Stage Combat: Boston Globe Review
AT THIS STAGE,
`ROMEO' HAS ROOM TO IMPROVE
Author(s): Ed Siegel, Globe Staff
Date: September 21, 2005 Page: F1 Section: Living
WATERTOWN It's clear from the beginning why Rick Lombardo
chose "Romeo and Juliet" to inaugurate the New Repertory
Theatre's space at the Arsenal Center for the Arts. The forces
loyal to the Montagues and Capulets, wielding swords and shovels,
would have taken out half the audience at the Newton church where
New Rep used to perform.
But if "Romeo and Juliet" is a terrific vehicle for
showing what the theater can do formalistically, Shakespeare simply
does not showcase Boston's acting community to great effect, particularly
now that the Actors' Shakespeare Project has siphoned off so many
of the region's best Bardists. Fewer than a handful of actors
distinguish themselves here, and the two playing Romeo and Juliet,
unfortunately, aren't among them. Lucas Hall and Jennifer Lafleur
are perfectly adequate, as is most of the cast, but when taking
on the classics, adequate usually translates to dull.
The production itself is not dull and the new Arsenal Center is
a spectacular addition to the area scene. Not just for theater,
either, as evidenced by the imaginative artworks everywhere you
go in the big, bright lobby. It's a far more welcoming space than
the Calderwood Pavilion at the Boston Center for the Arts.
The 300-seat theater is set up stadium-style with the audience
looking down on the action, and there's plenty of that onstage.
Lombardo and Kelli Edwards have choreographed the ball scene beautifully
and Ted
Hewlett has helped produce some of the best fight scenes you'll
see on a Boston-area stage.
Not that this is "The Mark of Zorro." Shakespeare was
writing about the tragedy of blood feuds, not urging them on,
and Lombardo was drawn to that story for all it says about today's
conflicts around the world. To illustrate that the director mixes
Renaissance and contemporary moods, beginning with a soundtrack
that uses remixed Gregorian chants and Gorecki's Holocaust-related
Symphony No. 3.
The set is divided into two tiers, which wouldn't have been possible
in the snug Newton space. The top tier suggests both a classical
Verona balcony and a city at war, symbolized by a cross in stained
glass that has been half-destroyed. Below, the remains of a broken-down
car depict life during wartime, while trellises bloom, as if hoping
for quieter times. Frances Nelson McSherry mixes and matches Elizabethan
and current fashion imaginatively, Franklin Meissner Jr.'s lighting
design is both bolder and subtler than the old space allowed for.

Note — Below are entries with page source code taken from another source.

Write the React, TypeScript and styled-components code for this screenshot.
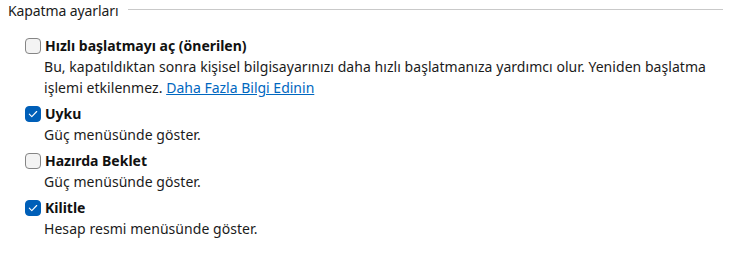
import React from "react";
import styled, { createGlobalStyle } from "styled-components";

const Global = createGlobalStyle`
  html, body { margin: 0; padding: 0; background: #ffffff; }
  body { font-family: "Noto Sans", "Open Sans", sans-serif; color: #1b1b1b; }
`;

const Section = styled.section`
  width: 734px;
  padding: 0 11px 0 8px;
  box-sizing: border-box;
`;

const Header = styled.div`
  display: flex;
  align-items: center;
  gap: 9px;
  height: 22px;
`;

const Title = styled.h2`
  margin: 0;
  font-size: 14px;
  font-weight: 400;
  line-height: 22px;
  white-space: nowrap;
  color: #1b1b1b;
  letter-spacing: -0.1px;
`;

const Rule = styled.div`
  flex: 1;
  height: 1px;
  background: #c9c9c9;
  margin-top: -3px;
`;

const List = styled.div`
  display: flex;
  flex-direction: column;
  gap: 8px;
  padding: 16px 0 0 17px;
`;

const Option = styled.div`
  display: flex;
  flex-direction: column;
`;

const Row = styled.label`
  display: flex;
  align-items: center;
  gap: 4px;
  height: 16px;
`;

const Box = styled.span<{ $checked: boolean }>`
  width: 16px;
  height: 16px;
  box-sizing: border-box;
  border-radius: 4px;
  display: inline-flex;
  align-items: center;
  justify-content: center;
  flex: none;
  background: ${(p) => (p.$checked ? "#005fb8" : "#f3f3f3")};
  border: 1px solid ${(p) => (p.$checked ? "#005fb8" : "#858585")};
`;

const Label = styled.span`
  font-size: 14px;
  line-height: 16px;
  font-weight: 700;
  color: #111111;
`;

const Desc = styled.p`
  margin: 2px 0 0;
  padding-left: 19px;
  font-size: 14px;
  line-height: 21px;
  letter-spacing: 0.05px;
  color: #1b1b1b;
`;

const Link = styled.a`
  color: #0067c0;
  text-decoration: underline;
  letter-spacing: 0;
`;

const Check = () => (
  <svg width="10" height="8" viewBox="0 0 10 8" fill="none">
    <path d="M1.3 4.2 L3.8 6.6 L8.7 1.5" stroke="#ffffff" strokeWidth="1.1" strokeLinecap="round" strokeLinejoin="round" />
  </svg>
);

type Item = { label: string; checked: boolean; desc: React.ReactNode };

const items: Item[] = [
  {
    label: "Hızlı başlatmayı aç (önerilen)",
    checked: false,
    desc: (
      <>
        Bu, kapatıldıktan sonra kişisel bilgisayarınızı daha hızlı başlatmanıza yardımcı olur. Yeniden başlatma işlemi etkilenmez.{" "}
        <Link href="#">Daha Fazla Bilgi Edinin</Link>
      </>
    ),
  },
  { label: "Uyku", checked: true, desc: "Güç menüsünde göster." },
  { label: "Hazırda Beklet", checked: false, desc: "Güç menüsünde göster." },
  { label: "Kilitle", checked: true, desc: "Hesap resmi menüsünde göster." },
];

export default function App() {
  return (
    <>
      <Global />
      <Section>
        <Header>
          <Title>Kapatma ayarları</Title>
          <Rule />
        </Header>
        <List>
          {items.map((it) => (
            <Option key={it.label}>
              <Row>
                <Box $checked={it.checked}>{it.checked && <Check />}</Box>
                <Label>{it.label}</Label>
              </Row>
              <Desc>{it.desc}</Desc>
            </Option>
          ))}
        </List>
      </Section>
    </>
  );
}
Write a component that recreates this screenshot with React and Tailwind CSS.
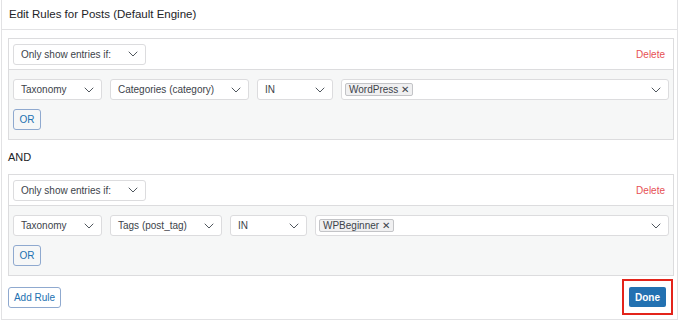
import React from "react";

function Chevron() {
  return (
    <svg width="10" height="6" viewBox="0 0 10 6" fill="none" className="shrink-0">
      <path d="M1 1l4 4 4-4" stroke="#50575e" strokeWidth="1" strokeLinecap="round" strokeLinejoin="round" />
    </svg>
  );
}

function Select({ label, width }) {
  return (
    <div className={`${width} h-[21px] flex items-center justify-between pl-[7px] pr-[7px] bg-white border border-[#dcdcde] rounded-[3px] text-[10px] text-[#3c434a]`}>
      <span>{label}</span>
      <Chevron />
    </div>
  );
}

function TagBox({ tag }) {
  return (
    <div className="flex-1 h-[21px] flex items-center justify-between pl-[3px] pr-[7px] bg-white border border-[#dcdcde] rounded-[3px]">
      <span className="h-[13px] flex items-center gap-[3px] px-[3px] bg-[#f0f0f1] border border-[#c3c4c7] rounded-[2px] text-[10px] text-[#3c434a]">
        {tag}
        <span className="text-[10px] leading-none font-light">✕</span>
      </span>
      <Chevron />
    </div>
  );
}

function RuleBox({ field }) {
  return (
    <div className="border border-[#dcdcde]">
      <div className="h-[30px] flex items-center justify-between px-[4px] bg-white">
        <Select label="Only show entries if:" width="w-[133px]" />
        <span className="text-[10px] text-[#e65054] pr-[4px]">Delete</span>
      </div>
      <div className="border-t border-[#dcdcde] bg-[#f6f7f7] px-[4px] pt-[9px] pb-[9px] flex flex-col gap-[9px]">
        <div className="flex gap-[8px]">
          <Select label="Taxonomy" width="w-[89px]" />
          <Select label={field.label} width={field.width} />
          <Select label="IN" width={field.inWidth} />
          <TagBox tag={field.tag} />
        </div>
        <div className="flex">
          <button className="h-[21px] w-[28px] border border-[#8fa9cf] rounded-[3px] bg-[#f6f7f7] text-[10px] text-[#2271b1]">OR</button>
        </div>
      </div>
    </div>
  );
}

export default function App() {
  return (
    <div className="w-[680px] h-[321px] bg-white font-['Liberation_Sans',Arial,sans-serif]">
      <div className="ml-[1px] w-[677px] h-[320px] border-x border-b border-[#e2e2e4]">
        <div className="h-[30px] border-b border-[#e2e2e4] flex items-center px-[7px] text-[11.5px] text-[#1d2327]">
          Edit Rules for Posts (Default Engine)
        </div>
        <div className="pl-[6px] pr-[3px] pt-[8px]">
          <RuleBox field={{ label: "Categories (category)", width: "w-[139px]", inWidth: "w-[76px]", tag: "WordPress" }} />
          <div className="h-[34px] flex items-center text-[11px] text-[#1d2327]">AND</div>
          <RuleBox field={{ label: "Tags (post_tag)", width: "w-[112px]", inWidth: "w-[77px]", tag: "WPBeginner" }} />
          <div className="mt-[3px] flex items-center justify-between">
            <button className="h-[21px] w-[53px] border border-[#8fa9cf] rounded-[3px] bg-white text-[10px] text-[#2271b1]">Add Rule</button>
            <div className="flex border-2 border-[#e3241b] px-[5px] py-[6px] mr-[1px]">
              <button className="h-[20px] w-[37px] rounded-[2px] bg-[#2271b1] text-white text-[10px] font-bold">Done</button>
            </div>
          </div>
        </div>
      </div>
    </div>
  );
}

John Howell Hood's overall set design, though, is too basic to
sustain three hours of Shakespeare, particularly when the spoken
Shakespeare is equally basic. The first step in producing good
Shakespeare is providing clarity, and this "Romeo and Juliet"
passes that test. The actors know how to deliver their lines without
resorting to sing-song intonations and Lombardo keeps the plot
moving and the thematic concerns center stage.
The second step in producing memorable Shakespeare is much harder.
It entails finding actors who not only can read the lines convincingly,
but can do something with them that make them into characters
who are full of life. Going hand in hand with that, often, is
a more relaxed, robust body language.
There are really only three actors who summon up such sweet thunder.
Two are Publick Theatre mainstays: Diego Arciniegas makes Friar
Laurence's ode to harmony in the natural world and in human nature
a joy; Steven Barkhimer brings muscle to Lord Capulet in every
scene he's in.
And Joe Plummer as Mercutio, the top man in Romeo's entourage,
lights up the stage every moment he's on it, whether he's teasing
Romeo, doing a swashbuckling number on Tybalt, or carrying off
Juliet's nurse (an on-again, off-again Bobbie Steinbach) on his
shoulders.
This isn't the first production in which Mercutio steals the show
from Romeo, but it shouldn't be this easy. Shakespeare refers
to Romeo as angelic and the character worries about becoming effeminate
from his love to Juliet. Still, Romeo has real spine and strength
of character that Hall only finds when he kills Tybalt and Paris.
An affected languorousness almost makes mockery of his passion
for Juliet.
There's no sizzle in Lafleur's Juliet, either. She's expressive
enough, but the poetry of Shakespeare's language doesn't come
across. When Juliet yearns for Romeo through the broken bars of
the balcony, neither actor captures the transcendence of the language.
Perhaps Lombardo was overly ambitious in making "Romeo and
Juliet" the inaugural event, though he and the New Rep haven't
gotten this far without stretching. For all the problems here,
it's still a pleasure to see the company reaching higher.